Not this preacher, I can assure you. But there it is.
So I’ve got some good news and some bad news. The bad news is that churches are notoriously conflict-laden places. I know, I know—that’s wrong on so many levels—but just do an Amazon search with the words “church conflict” and you’ll find more than 14 thousand books with titles like “Preaching Through A Storm,” “When Sheep Attack” and “Managing Conflict in the Local Church.” There’s an entire industry that focuses on nothing but church conflict. In fact, the proverbial wisdom is that at any given time, even in a healthy congregation, about 20% of a church’s members will be unhappy. How sad is that? So not even our little slice of heaven called St Stephen’s can expect to be entirely conflict-free. Especially when we’re as theologically and politically diverse as we are.
Now, I know that can be horribly disillusioning to those who come to church expecting a spiritual Shangri-La of near Utopian perfection, instead of a crazy-quilt of characters both blessed and broken, but here’s the good news: Conflict isn’t necessarily bad.
In fact, conflict isn’t at all bad when the crazy quilt of characters that comprise a community are Christians who have committed themselves to the kind of risky relationships that constitute authentic community. Authentic community, rather than what one writer calls “pseudo-community,” where everyone smiles kindly at each other, never lets anyone get more than skin deep, uses gossip as a shortcut for establishing false intimacy, and avoids conflict at all costs.
Conflict isn’t necessarily bad in a church anymore than it is in a marriage. It’s simply a part of living in relationship. Whenever my mentor met with couples for pre-marital counseling, one of the questions he always asked was how the couple dealt with conflict. And to those who answered, “Oh, we never fight!” he would quip, only half joking, “Well you better start now, because for a marriage to work you’ve got to learn to do it well.” Conflict is a part of all worthwhile relationships, including church ones, so Christians have got to learn to do it well.
That’s what both Paul, in his letter to the Romans—and Jesus, in Matthew’s gospel, are talking about. How to do conflict well. Conflict in here ought to look a lot different than the kind of conflict we see out there these days. In here, we are standing on Holy Ground. In here, we are God’s Church. In here, we are the Body of Christ. And as the Body of Christ, we have resources for doing conflict well–resources for doing conflict as a community of believers–resources for doing conflict in ways that are life-giving and constructive rather than death-dealing and destructive.

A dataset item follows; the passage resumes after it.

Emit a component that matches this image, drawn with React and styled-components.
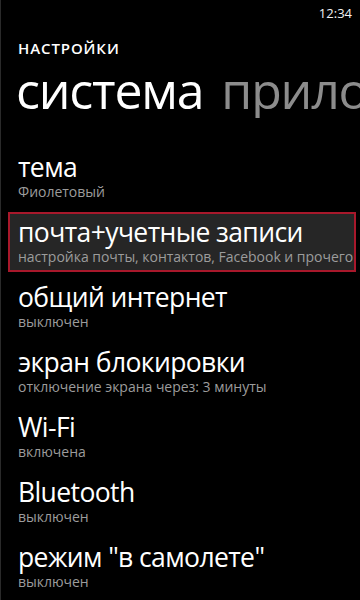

We have resources—as Paul reminds us– like the commandment to love our neighbors as ourselves, which we so often dismiss as a platitude, as if it were not only unrealistic but also optional—when it is neither. We think that loving our neighbor is about having warm fuzzy feelings for them, when it’s really about committing to a way of behaving well especially when we don’t have those feelings for them…it’s about committing to a way of behaving that is kind and forgiving and generous of spirit, especially when we are feeling neither kind nor forgiving nor generous of spirit. Because behaving in loving ways creates space for God’s grace to do what we can not do—to do more than we could ask or imagine: to soften hearts, heal hurt feelings, and create something entirely new, called authentic community.
We have resources like Christ’s promise that where two or three gather in his name, he will be there among them… right there in the midst of the discord, dissension and damaged relationships. He will be there ready in all of his divine power to use the crazy-quilt of blessed and broken characters like you and me to transform conflict into connection and friction into forgiveness.
And we have resources like the mystery of the Eucharist, our own deeply sacred meal…the celebration of our Christian journey as God’s people from the bondage of sin to the freedom of new life as a people on the Way. A people empowered by baptism to “put on the armor of light,” and face conflict honorably and without fear, and to bless the community by doing so. A people empowered to “put on the Lord Jesus Christ” and by his grace love each other in ways we could never do if left to our own devices: selflessly, sacrificially, intentionally, for the sake of God’s church.
What freedom in knowing God asks nothing of us that is not possible through His grace! What relief in remembering that when two or three are gathered in his name He is here, among us–like right this very minute! And what joy on this first Sunday of the new program year– when everyone’s back from vacation, visitors are here to see if they might like to make St. Stephen’s their church home, and we’re all together for the first time—to gather on this Holy Ground as a crazy-quilt of characters committed to being and becoming authentic Christian community! Thanks be to God!!! Amen.